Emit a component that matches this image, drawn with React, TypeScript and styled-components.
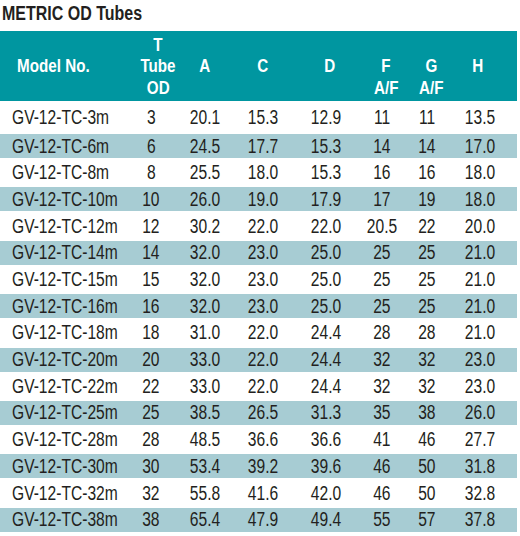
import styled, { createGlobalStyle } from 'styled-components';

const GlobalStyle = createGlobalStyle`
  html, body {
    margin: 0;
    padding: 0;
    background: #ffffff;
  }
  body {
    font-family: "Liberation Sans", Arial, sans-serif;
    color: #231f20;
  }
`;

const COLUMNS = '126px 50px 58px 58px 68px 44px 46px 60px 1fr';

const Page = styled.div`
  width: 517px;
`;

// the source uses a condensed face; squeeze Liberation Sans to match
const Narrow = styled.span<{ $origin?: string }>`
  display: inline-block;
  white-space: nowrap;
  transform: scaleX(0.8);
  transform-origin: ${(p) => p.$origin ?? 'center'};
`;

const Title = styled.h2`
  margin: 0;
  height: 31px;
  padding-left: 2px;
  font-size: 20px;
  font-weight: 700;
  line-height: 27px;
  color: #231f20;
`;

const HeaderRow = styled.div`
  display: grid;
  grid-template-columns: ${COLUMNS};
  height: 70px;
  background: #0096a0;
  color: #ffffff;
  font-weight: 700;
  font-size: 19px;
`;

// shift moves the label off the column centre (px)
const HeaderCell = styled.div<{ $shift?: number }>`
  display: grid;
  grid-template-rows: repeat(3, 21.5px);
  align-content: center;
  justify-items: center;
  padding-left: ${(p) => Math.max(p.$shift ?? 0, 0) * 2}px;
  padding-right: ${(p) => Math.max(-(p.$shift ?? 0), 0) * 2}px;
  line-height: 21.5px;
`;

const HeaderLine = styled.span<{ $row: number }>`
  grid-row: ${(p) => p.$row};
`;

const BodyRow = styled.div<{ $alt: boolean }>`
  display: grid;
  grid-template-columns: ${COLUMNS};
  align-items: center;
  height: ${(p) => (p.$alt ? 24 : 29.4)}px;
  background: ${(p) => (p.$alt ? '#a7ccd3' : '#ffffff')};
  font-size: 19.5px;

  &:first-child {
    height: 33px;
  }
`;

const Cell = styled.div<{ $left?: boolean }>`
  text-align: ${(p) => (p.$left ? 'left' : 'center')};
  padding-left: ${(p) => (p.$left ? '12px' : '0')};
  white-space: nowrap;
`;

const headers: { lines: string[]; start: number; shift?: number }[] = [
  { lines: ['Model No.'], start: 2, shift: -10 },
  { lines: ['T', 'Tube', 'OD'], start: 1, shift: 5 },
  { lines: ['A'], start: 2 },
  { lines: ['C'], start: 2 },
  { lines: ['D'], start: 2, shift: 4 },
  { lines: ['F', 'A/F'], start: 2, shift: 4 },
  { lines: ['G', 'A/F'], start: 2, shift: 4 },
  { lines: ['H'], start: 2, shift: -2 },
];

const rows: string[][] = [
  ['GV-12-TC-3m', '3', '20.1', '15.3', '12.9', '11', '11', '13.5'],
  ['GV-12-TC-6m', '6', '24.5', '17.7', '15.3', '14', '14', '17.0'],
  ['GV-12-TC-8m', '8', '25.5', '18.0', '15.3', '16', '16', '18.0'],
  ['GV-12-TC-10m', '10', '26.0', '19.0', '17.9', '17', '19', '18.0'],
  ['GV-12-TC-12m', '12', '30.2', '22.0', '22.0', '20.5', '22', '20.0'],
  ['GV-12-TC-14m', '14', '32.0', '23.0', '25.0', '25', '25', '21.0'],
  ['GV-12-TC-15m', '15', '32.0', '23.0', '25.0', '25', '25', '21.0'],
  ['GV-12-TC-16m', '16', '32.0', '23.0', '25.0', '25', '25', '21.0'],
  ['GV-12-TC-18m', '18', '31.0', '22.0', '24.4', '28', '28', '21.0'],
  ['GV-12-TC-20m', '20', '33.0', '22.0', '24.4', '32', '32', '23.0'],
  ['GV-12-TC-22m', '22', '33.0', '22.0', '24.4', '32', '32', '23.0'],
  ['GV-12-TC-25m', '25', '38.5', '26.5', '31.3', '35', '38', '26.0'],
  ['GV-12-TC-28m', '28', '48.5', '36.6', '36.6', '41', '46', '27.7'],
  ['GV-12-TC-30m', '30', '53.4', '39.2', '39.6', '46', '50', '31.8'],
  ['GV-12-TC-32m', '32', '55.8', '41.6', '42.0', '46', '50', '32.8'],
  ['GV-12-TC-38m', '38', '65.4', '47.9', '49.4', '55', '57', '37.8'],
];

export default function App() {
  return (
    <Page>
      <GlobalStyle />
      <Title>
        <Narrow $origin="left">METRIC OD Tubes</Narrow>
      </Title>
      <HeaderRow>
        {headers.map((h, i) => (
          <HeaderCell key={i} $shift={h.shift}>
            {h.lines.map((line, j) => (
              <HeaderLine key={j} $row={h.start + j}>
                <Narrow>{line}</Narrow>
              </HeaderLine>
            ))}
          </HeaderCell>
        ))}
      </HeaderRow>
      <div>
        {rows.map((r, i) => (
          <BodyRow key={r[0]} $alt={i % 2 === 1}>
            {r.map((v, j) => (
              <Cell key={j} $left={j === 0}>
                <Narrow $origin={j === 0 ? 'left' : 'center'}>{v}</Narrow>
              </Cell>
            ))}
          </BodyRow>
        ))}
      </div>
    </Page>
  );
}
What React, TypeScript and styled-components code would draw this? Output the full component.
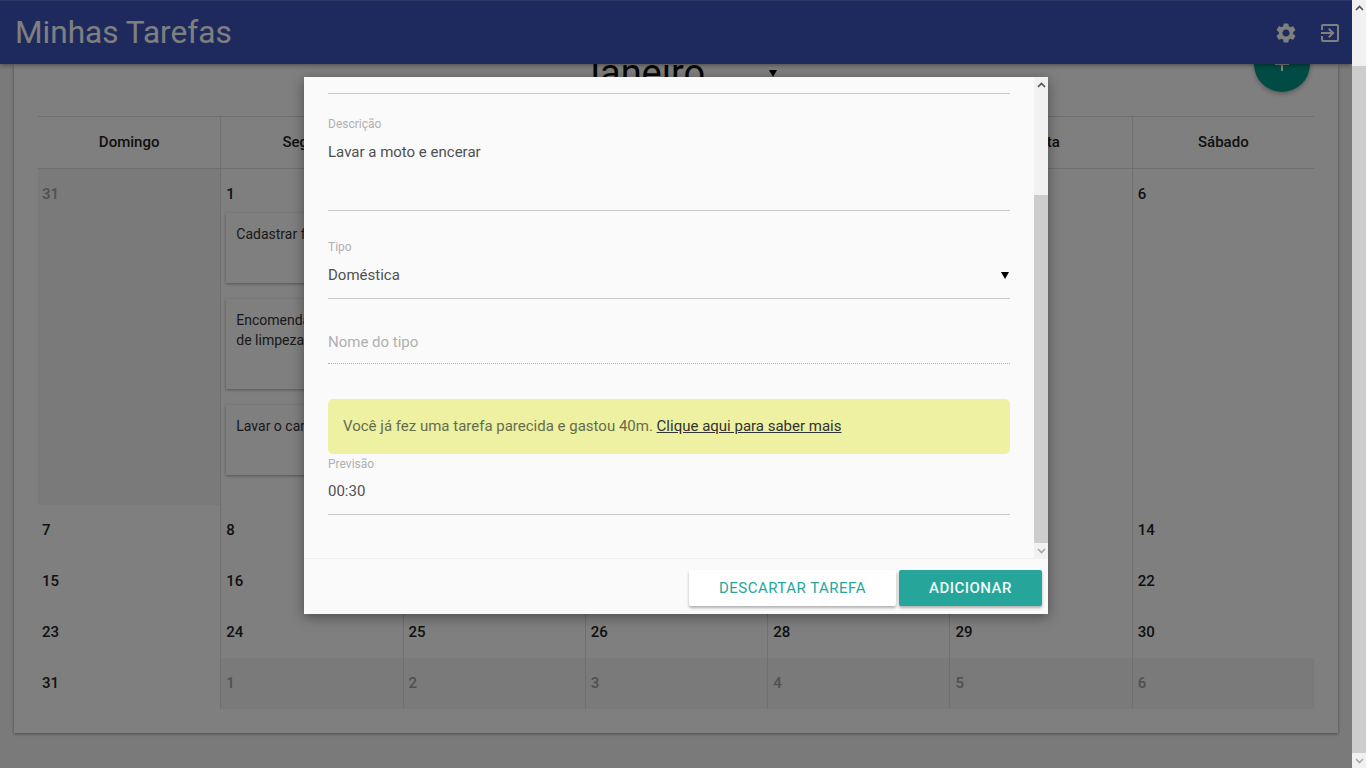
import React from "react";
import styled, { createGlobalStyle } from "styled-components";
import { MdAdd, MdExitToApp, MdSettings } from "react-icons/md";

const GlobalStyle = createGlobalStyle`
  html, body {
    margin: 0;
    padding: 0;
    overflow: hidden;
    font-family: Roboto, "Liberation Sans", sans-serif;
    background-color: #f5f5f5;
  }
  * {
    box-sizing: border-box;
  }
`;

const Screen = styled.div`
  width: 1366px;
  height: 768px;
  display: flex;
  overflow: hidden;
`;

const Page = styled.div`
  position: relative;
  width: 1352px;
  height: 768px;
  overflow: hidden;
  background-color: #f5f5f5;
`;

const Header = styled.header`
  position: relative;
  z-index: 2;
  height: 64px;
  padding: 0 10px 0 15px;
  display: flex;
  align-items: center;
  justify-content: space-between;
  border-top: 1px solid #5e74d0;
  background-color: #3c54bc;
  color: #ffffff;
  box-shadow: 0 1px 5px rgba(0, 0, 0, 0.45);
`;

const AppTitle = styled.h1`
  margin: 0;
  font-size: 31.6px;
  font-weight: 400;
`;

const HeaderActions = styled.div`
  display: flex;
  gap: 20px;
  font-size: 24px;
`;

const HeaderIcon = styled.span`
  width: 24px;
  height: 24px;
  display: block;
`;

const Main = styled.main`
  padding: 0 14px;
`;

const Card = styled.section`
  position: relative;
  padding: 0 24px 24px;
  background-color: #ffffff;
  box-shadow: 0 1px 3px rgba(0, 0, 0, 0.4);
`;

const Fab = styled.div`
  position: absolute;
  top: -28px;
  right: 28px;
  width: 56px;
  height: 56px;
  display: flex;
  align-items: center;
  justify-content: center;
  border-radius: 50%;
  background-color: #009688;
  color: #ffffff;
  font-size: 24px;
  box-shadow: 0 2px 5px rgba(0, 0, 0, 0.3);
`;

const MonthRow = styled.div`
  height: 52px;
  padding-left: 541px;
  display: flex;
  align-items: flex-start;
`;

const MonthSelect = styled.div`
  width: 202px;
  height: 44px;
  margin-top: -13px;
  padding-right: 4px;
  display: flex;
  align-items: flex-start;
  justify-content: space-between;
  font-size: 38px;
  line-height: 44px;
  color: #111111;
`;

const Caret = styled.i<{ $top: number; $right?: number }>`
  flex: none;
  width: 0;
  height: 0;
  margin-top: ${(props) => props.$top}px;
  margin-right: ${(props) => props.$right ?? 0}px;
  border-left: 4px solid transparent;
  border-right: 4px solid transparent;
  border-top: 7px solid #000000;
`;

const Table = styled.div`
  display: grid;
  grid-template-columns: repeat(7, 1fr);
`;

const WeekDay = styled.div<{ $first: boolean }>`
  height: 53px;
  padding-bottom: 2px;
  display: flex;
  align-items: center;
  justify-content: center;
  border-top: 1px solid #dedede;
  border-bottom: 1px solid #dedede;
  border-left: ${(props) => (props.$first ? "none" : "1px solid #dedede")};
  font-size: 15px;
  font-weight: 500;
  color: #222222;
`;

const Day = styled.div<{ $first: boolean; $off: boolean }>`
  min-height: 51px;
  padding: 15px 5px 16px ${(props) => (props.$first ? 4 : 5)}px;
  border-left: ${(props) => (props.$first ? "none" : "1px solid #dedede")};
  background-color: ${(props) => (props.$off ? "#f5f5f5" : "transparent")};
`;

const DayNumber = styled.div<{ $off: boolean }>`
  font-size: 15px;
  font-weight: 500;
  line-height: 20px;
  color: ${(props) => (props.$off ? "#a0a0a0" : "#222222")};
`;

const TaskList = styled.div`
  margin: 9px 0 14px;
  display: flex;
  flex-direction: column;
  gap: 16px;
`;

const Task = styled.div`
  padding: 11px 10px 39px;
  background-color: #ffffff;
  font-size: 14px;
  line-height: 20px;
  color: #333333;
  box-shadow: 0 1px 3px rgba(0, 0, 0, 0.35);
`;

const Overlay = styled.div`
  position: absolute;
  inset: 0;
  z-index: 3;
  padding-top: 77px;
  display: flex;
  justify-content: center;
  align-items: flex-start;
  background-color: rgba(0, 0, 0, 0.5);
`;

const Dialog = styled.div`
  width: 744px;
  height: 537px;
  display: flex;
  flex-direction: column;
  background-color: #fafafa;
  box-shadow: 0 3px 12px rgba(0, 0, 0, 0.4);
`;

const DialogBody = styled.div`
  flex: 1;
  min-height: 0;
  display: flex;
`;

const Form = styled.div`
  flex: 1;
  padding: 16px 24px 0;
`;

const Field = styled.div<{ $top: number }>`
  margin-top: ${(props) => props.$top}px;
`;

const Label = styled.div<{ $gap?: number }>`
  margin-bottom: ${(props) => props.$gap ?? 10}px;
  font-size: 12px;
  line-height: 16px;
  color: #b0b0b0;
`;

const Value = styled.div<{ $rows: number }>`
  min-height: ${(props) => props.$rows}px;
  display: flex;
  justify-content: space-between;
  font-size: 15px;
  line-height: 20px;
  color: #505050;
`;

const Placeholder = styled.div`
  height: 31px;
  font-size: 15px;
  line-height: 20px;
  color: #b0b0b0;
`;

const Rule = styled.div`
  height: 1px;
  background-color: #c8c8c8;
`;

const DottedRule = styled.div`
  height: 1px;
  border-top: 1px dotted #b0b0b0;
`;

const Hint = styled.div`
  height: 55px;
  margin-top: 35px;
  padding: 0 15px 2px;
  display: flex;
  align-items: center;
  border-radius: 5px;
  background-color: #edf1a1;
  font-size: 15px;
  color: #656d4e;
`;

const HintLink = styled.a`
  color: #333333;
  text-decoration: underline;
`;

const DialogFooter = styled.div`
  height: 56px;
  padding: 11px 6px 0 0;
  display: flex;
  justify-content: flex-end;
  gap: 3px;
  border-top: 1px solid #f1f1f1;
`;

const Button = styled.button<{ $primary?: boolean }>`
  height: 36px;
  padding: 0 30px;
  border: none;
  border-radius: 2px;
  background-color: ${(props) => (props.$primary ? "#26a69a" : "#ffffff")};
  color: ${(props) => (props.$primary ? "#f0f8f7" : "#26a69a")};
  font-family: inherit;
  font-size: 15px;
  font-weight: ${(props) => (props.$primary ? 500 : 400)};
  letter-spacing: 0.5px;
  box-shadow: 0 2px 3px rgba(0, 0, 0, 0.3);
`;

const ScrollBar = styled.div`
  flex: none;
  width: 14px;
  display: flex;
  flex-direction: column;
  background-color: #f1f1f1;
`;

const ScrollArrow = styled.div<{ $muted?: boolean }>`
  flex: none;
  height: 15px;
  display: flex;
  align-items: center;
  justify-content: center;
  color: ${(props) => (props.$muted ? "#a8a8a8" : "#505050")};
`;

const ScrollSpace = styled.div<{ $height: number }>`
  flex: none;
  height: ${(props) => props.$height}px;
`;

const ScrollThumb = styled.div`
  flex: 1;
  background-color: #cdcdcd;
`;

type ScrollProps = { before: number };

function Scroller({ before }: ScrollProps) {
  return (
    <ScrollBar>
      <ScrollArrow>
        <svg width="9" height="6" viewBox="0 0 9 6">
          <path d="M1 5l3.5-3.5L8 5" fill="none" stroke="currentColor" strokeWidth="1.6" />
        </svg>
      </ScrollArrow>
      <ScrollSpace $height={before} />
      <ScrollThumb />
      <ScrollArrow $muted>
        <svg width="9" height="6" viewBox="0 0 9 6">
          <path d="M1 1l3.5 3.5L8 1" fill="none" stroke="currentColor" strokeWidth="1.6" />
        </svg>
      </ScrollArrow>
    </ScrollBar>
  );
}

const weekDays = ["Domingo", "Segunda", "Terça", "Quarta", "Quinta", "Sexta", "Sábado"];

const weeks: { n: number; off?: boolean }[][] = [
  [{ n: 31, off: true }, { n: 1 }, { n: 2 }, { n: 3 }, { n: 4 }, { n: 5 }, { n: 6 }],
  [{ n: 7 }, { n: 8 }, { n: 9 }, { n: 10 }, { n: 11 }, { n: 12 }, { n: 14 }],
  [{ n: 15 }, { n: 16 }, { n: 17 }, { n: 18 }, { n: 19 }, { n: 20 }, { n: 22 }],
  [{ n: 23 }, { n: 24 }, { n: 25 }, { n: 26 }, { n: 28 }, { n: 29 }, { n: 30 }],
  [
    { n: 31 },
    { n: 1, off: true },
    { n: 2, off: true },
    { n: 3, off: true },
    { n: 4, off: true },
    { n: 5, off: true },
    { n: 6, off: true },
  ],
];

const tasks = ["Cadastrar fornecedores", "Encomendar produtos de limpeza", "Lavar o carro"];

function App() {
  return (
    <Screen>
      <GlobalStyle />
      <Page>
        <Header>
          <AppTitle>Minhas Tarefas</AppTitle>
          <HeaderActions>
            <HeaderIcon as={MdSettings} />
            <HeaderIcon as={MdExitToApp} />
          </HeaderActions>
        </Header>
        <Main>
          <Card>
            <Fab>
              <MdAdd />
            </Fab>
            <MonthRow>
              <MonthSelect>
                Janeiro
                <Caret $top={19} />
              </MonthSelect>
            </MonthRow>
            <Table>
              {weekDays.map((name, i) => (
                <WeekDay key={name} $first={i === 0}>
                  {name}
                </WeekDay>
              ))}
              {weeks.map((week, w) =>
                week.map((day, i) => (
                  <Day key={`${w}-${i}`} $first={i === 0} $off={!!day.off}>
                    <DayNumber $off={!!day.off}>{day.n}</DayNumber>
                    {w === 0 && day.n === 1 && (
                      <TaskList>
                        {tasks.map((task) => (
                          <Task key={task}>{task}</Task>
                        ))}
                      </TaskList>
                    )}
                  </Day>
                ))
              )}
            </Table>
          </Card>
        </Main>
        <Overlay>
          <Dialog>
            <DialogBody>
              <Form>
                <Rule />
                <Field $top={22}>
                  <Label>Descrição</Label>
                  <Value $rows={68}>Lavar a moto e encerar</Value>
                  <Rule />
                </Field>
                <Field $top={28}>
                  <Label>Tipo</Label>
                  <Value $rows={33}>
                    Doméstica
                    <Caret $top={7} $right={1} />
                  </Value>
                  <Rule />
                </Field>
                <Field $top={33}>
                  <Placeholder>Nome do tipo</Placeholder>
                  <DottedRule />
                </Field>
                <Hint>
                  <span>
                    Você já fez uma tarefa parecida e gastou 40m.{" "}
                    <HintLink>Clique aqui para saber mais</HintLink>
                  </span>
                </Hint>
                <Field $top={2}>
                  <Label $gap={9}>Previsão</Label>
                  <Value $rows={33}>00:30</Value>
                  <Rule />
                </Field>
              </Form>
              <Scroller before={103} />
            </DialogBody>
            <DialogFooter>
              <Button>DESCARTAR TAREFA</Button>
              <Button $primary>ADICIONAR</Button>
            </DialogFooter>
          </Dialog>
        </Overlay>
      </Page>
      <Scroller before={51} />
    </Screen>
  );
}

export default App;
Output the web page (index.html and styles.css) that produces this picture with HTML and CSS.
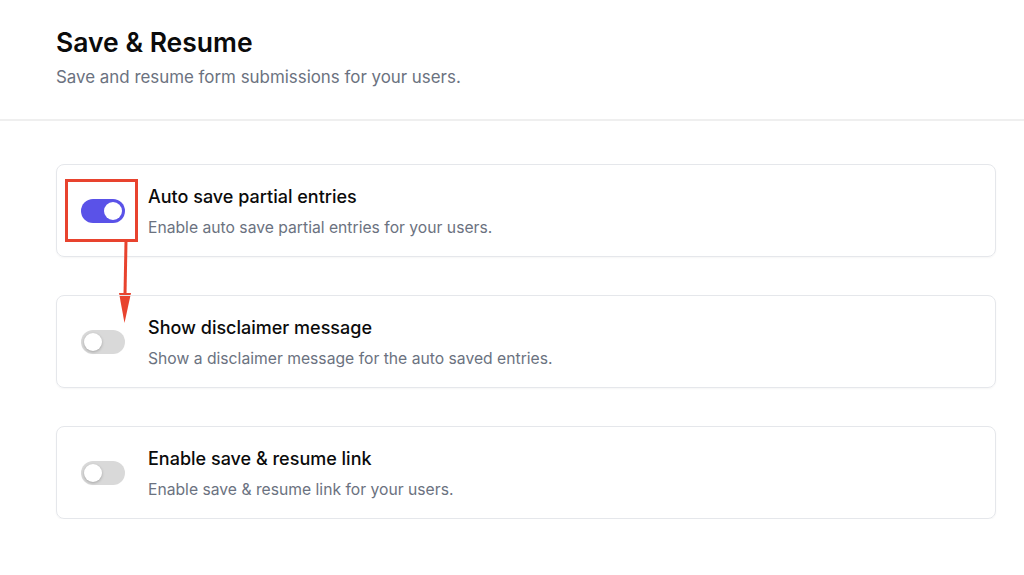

· · · · ·

_DIRECTIVE_: Return every line holding the word "this" from the records.

_OUTPUT OF THE EXERCISE_:
Emit a component that matches this image, drawn with React, TypeScript and styled-components.
What React, TypeScript and styled-components code would draw this? Output the full component.
Output the web page (index.html and styles.css) that produces this picture with HTML and CSS.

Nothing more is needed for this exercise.